Small Habits That Keep Debris From Coming Back

Cleaning once feels good. Keeping it that way is easier when you lean on tiny habits that take seconds.

Use A “One In, One Out” Rule For Loose Items

If you bring a new item into the cabin, remove one item when you park. It keeps clutter from compounding.

Keep A Micro Kit In The Trunk

A small kit beats a full detail setup. A microfiber cloth, a small trash bag roll, and a compact vacuum nozzle cover most daily debris.

Stop Debris At The Door

Tap shoes before getting in when you can. Shake mats after muddy days. Those tiny moves cut down grit where it starts.

Secure Loads Before You Pull Away

Before you shift into drive, check cargo.

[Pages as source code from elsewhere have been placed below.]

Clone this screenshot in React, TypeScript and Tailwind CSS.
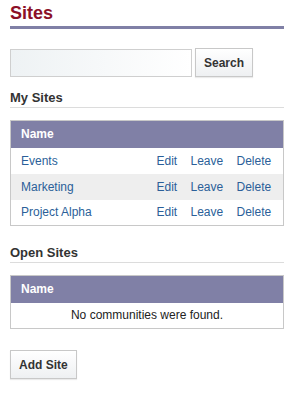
const sites = ['Events', 'Marketing', 'Project Alpha']

function SectionTitle({ children, className }: { children: React.ReactNode; className: string }) {
  return (
    <h2 className={`${className} border-b border-[#dcdcdc] pb-[1px] text-[13px] font-bold leading-[16px] text-[#333]`}>
      {children}
    </h2>
  )
}

function Button({ children }: { children: React.ReactNode }) {
  return (
    <button className="h-[29px] border border-[#c8c8c8] bg-gradient-to-b from-white to-[#eef0f2] px-[8px] text-[12px] font-bold text-[#333] shadow-[0_1px_1px_rgba(0,0,0,0.08)]">
      {children}
    </button>
  )
}

export default function App() {
  return (
    <div className="h-[400px] w-[296px] bg-white pl-[10px] pt-[2px] font-['Liberation_Sans',Arial,sans-serif]">
      <div className="w-[274px]">
        <h1 className="text-[18px] font-bold leading-[22px] text-[#8c1027]">Sites</h1>
        <div className="mt-[2px] h-[3px] bg-[#8080a6]" />

        <div className="mt-[19px] flex items-center gap-[3px]">
          <input className="h-[28px] w-[182px] border border-[#cfcfcf] bg-gradient-to-r from-[#eef2f4] to-white outline-none" />
          <Button>Search</Button>
        </div>

        <SectionTitle className="mt-[13px]">My Sites</SectionTitle>

        <table className="mt-[12px] w-full border border-[#c8c8c8] text-[12px]">
          <thead>
            <tr className="h-[27px] bg-[#8080a6] text-left text-white">
              <th className="pl-[10px] font-bold" colSpan={4}>Name</th>
            </tr>
          </thead>
          <tbody>
            {sites.map((site, i) => (
              <tr key={site} className={`h-[26px] text-[#2b5f99] ${i === 1 ? 'bg-[#eeeeee]' : 'bg-white'}`}>
                <td className="pl-[10px]">{site}</td>
                <td className="w-[34px]">Edit</td>
                <td className="w-[46px]">Leave</td>
                <td className="w-[47px]">Delete</td>
              </tr>
            ))}
          </tbody>
        </table>

        <SectionTitle className="mt-[19px]">Open Sites</SectionTitle>

        <table className="mt-[12px] w-full border border-[#c8c8c8] text-[12px]">
          <thead>
            <tr className="h-[27px] bg-[#8080a6] text-left text-white">
              <th className="pl-[10px] font-bold">Name</th>
            </tr>
          </thead>
          <tbody>
            <tr className="h-[26px] bg-white text-[#222]">
              <td className="text-center">No communities were found.</td>
            </tr>
          </tbody>
        </table>

        <div className="mt-[21px]">
          <Button>Add Site</Button>
        </div>
      </div>
    </div>
  )
}
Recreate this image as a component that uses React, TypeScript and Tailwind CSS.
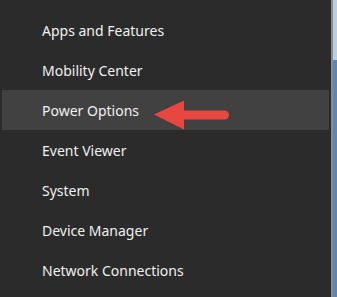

Make sure nothing can slide, tip, or spill. That habit protects your cabin and keeps objects from ending up on the road.

Quick Self-Check Before A Drive

This check takes under a minute and catches the debris that causes the worst surprises.

  • Driver footwell clear: no bottles, no bags, no loose tools.
  • Mats flat: no curled edge near pedals.
  • Heavy cargo stable: low, wedged, or strapped.
  • Wet items contained: towel or tray under anything damp.
  • Loose trash removed: no wrappers drifting toward vents or pedals.

Closing Notes On Debris And Daily Driving

Debris in a car is not a character flaw. It’s friction that builds up through normal life. The fix is not a perfect detail job. It’s a system that keeps the driver zone clear, keeps heavy items restrained, and keeps grit from grinding into the places that move.

Start with the footwell. Then handle cargo. Then clean seams and tracks. If you do that, most “mystery rattles,” surprise stains, and rolling hazards disappear.